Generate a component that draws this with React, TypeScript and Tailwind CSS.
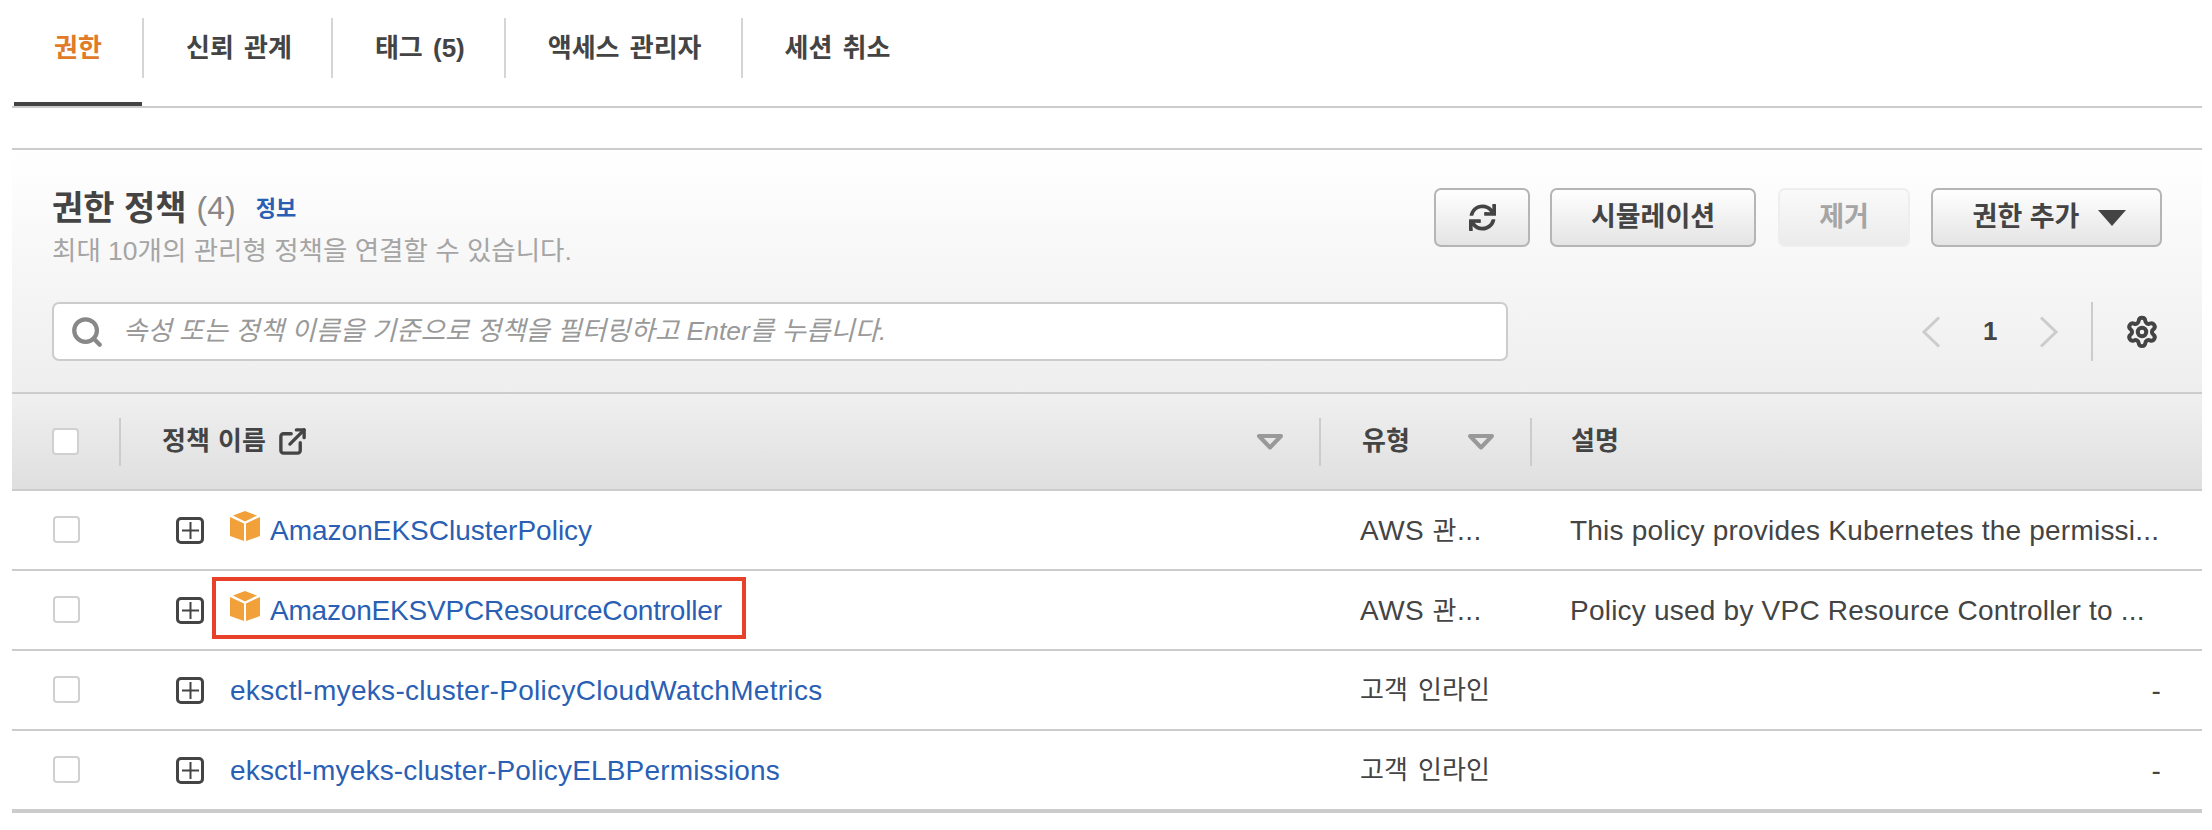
import { ExternalLink, Search, Settings } from 'lucide-react'
import { FaSync } from 'react-icons/fa'

const font = "font-['Liberation_Sans','Noto_Sans_CJK_KR',sans-serif]"
const grid = 'grid grid-cols-[109px_1200px_211px_670px]'

const tabs = ['권한', '신뢰 관계', '태그 (5)', '액세스 관리자', '세션 취소']

const policies = [
  { name: 'AmazonEKSClusterPolicy', aws: true, fit: '', desc: 'This policy provides Kubernetes the permissi...' },
  {
    name: 'AmazonEKSVPCResourceController',
    aws: true,
    marked: true,
    fit: 'tracking-[-0.19px]',
    desc: 'Policy used by VPC Resource Controller to ...',
  },
  { name: 'eksctl-myeks-cluster-PolicyCloudWatchMetrics', aws: false, fit: 'tracking-[0.3px]', desc: '-' },
  { name: 'eksctl-myeks-cluster-PolicyELBPermissions', aws: false, fit: 'tracking-[0.17px]', desc: '-' },
]

function Checkbox({ row }: { row?: boolean }) {
  return <div className={`h-[27px] w-[27px] rounded-[4px] border-2 border-[#d0d0d0] bg-white ${row ? 'mb-[2px]' : ''}`} />
}

function SortIcon() {
  return (
    <svg width="30" height="18" viewBox="0 0 30 18" fill="none">
      <path d="M4 3h22L15 14.500z" stroke="#999" strokeWidth="4" strokeLinejoin="round" />
    </svg>
  )
}

function HeaderDivider() {
  return <div className="h-[48px] w-[2px] shrink-0 bg-[#ccc]" />
}

function AwsCube() {
  return (
    <svg width="30" height="30" viewBox="0 0 30 30" className="mb-[8px] mr-[10px] shrink-0" fill="#f2a03a">
      <path d="M15 0l12 4.500-12 6-12-6z" />
      <path d="M0 6l14 6.500V30L0 25z" />
      <path d="M30 6l-14 6.500V30l14-5z" />
    </svg>
  )
}

function ExpandIcon() {
  return (
    <div className="-ml-[1px] mr-[26px] flex h-[27px] w-[28px] shrink-0 items-center justify-center rounded-[5px] border-[3px] border-[#444]">
      <svg width="19" height="19" viewBox="0 0 19 19" stroke="#444" strokeWidth="2">
        <path d="M9.500 1v17M1 9.500h17" />
      </svg>
    </div>
  )
}

function Chevron({ flip }: { flip?: boolean }) {
  return (
    <svg width="20" height="32" viewBox="0 0 20 32" fill="none" stroke="#ccc" strokeWidth="3" className={flip ? 'rotate-180' : ''}>
      <path d="M18 1.500L3 16l15 14.500" />
    </svg>
  )
}

export default function App() {
  return (
    <div className={`${font} h-[830px] w-[2212px] overflow-hidden bg-white pl-[12px] pr-[10px] text-[#444]`}>
      <div className="flex h-[108px] border-b-2 border-[#ccc] [word-spacing:3px]">
        {tabs.map((tab, i) => (
          <div key={tab} className={`h-[106px] pt-[18px] ${i === 0 ? 'ml-[2px] w-[128px] border-b-4 border-[#444]' : ''}`}>
            <div
              className={`flex h-[60px] items-center text-[26px] font-bold ${
                i === 0 ? 'pl-[40px] text-[#e07b27]' : 'border-l-2 border-[#d5d5d5] pl-[42px] pr-[39px]'
              }`}>
              {tab}
            </div>
          </div>
        ))}
      </div>

      <div className="mt-[40px] flex h-[244px] flex-col border-t-2 border-[#ccc] bg-gradient-to-b from-white to-[#eeeeee] pt-[38px] pl-[40px] pr-[40px]">
        <div className="flex items-start justify-between">
          <div>
            <div className="flex h-[38px] translate-y-[1px] items-center">
              <span className="text-[34px] font-bold">권한 정책</span>
              <span className="ml-[10px] text-[32px] text-[#888]">(4)</span>
              <span className="ml-[20px] text-[22px] font-bold text-[#2a5fb4]">정보</span>
            </div>
            <div className="mt-[8px] h-[33px] text-[26.5px] leading-[34px] text-[#a5a5a5]">최대 10개의 관리형 정책을 연결할 수 있습니다.</div>
          </div>
          <div className="flex">
            <button className="flex h-[59px] w-[96px] items-center justify-center rounded-[7px] border-2 border-[#b5b5b5] bg-gradient-to-b from-white to-[#e4e4e4]">
              <FaSync size={27} color="#444" />
            </button>
            <button className="ml-[20px] flex h-[59px] w-[206px] items-center justify-center rounded-[7px] border-2 border-[#b5b5b5] bg-gradient-to-b from-white to-[#e4e4e4] text-[27px] font-bold">
              시뮬레이션
            </button>
            <button className="ml-[22px] flex h-[59px] w-[132px] items-center justify-center rounded-[7px] border-2 border-[#eee] bg-gradient-to-b from-[#fafafa] to-[#ebebeb] text-[27px] font-bold text-[#a5a5a5]">
              제거
            </button>
            <button className="ml-[21px] flex h-[59px] w-[231px] items-center justify-center gap-[19px] rounded-[7px] border-2 border-[#b5b5b5] bg-gradient-to-b from-white to-[#e4e4e4] pl-[6px] text-[27px] font-bold">
              권한 추가
              <svg width="28" height="16" viewBox="0 0 28 16" fill="#444">
                <path d="M0 0h28L14 16z" />
              </svg>
            </button>
          </div>
        </div>

        <div className="mt-[35px] flex items-center">
          <div className="flex h-[59px] w-[1456px] items-center rounded-[7px] border-2 border-[#ccc] bg-white pl-[16px]">
            <Search size={34} strokeWidth={3} color="#888" className="mr-[19px] shrink-0" />
            <span className="text-[26.5px] italic text-[#999]">속성 또는 정책 이름을 기준으로 정책을 필터링하고 Enter를 누릅니다.</span>
          </div>
          <div className="ml-[413px] flex items-center">
            <Chevron />
            <span className="mx-[42px] text-[26px] font-bold">1</span>
            <Chevron flip />
          </div>
          <div className="ml-[32px] h-[59px] w-[2px] bg-[#ccc]" />
          <Settings size={34} strokeWidth={2.8} color="#444" className="ml-[32px]" />
        </div>
      </div>

      <div className={`${grid} h-[99px] items-center border-t-2 border-b-2 border-[#ccc] bg-gradient-to-b from-[#f0f0f0] to-[#dfdfdf]`}>
        <div className="flex items-center justify-between pl-[40px]">
          <Checkbox />
          <HeaderDivider />
        </div>
        <div className="flex items-center justify-between pl-[41px]">
          <div className="flex items-center gap-[11px] text-[26px] font-bold [word-spacing:1px]">
            정책 이름
            <ExternalLink size={31} strokeWidth={2.6} color="#444" />
          </div>
          <div className="flex items-center gap-[34px]">
            <SortIcon />
            <HeaderDivider />
          </div>
        </div>
        <div className="flex items-center justify-between pl-[41px]">
          <span className="text-[26px] font-bold">유형</span>
          <div className="flex items-center gap-[34px]">
            <SortIcon />
            <HeaderDivider />
          </div>
        </div>
        <div className="pl-[39px] text-[26px] font-bold">설명</div>
      </div>

      {policies.map((policy, i) => (
        <div key={policy.name} className={`${grid} items-center border-[#ccc] ${i === 3 ? 'h-[82px] border-b-4' : 'h-[80px] border-b-2'}`}>
          <div className="pl-[41px]">
            <Checkbox row />
          </div>
          <div className="relative flex h-full items-center pl-[56px]">
            <ExpandIcon />
            {policy.aws && <AwsCube />}
            <span className={`mt-[2px] text-[28px] text-[#2a5fb4] ${policy.fit}`}>{policy.name}</span>
            {policy.marked && <div className="absolute left-[91px] top-[6px] h-[62px] w-[534px] border-4 border-[#e8412a]" />}
          </div>
          <div className="pl-[39px] text-[28px]">
            {policy.aws ? (
              <div className="mt-[2px] tracking-[0.5px]">
                AWS <span className="text-[26px]">관</span>...
              </div>
            ) : (
              <span className="text-[26px] [word-spacing:3px]">고객 인라인</span>
            )}
          </div>
          <div className={`mt-[2px] pl-[38px] text-[28px] tracking-[0.22px] ${policy.desc === '-' ? 'pr-[41px] text-right' : ''}`}>{policy.desc}</div>
        </div>
      ))}
    </div>
  )
}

• [Aim of the exercise]
Restate the data word for word from its first line through the line with "const tabs = ['권한', '신뢰", leaving out any picture along the way.

• [Task response]
Generate a component that draws this with React, TypeScript and Tailwind CSS.
import { ExternalLink, Search, Settings } from 'lucide-react'
import { FaSync } from 'react-icons/fa'

const font = "font-['Liberation_Sans','Noto_Sans_CJK_KR',sans-serif]"
const grid = 'grid grid-cols-[109px_1200px_211px_670px]'

const tabs = ['권한', '신뢰 관계', '태그 (5)', '액세스 관리자', '세션 취소']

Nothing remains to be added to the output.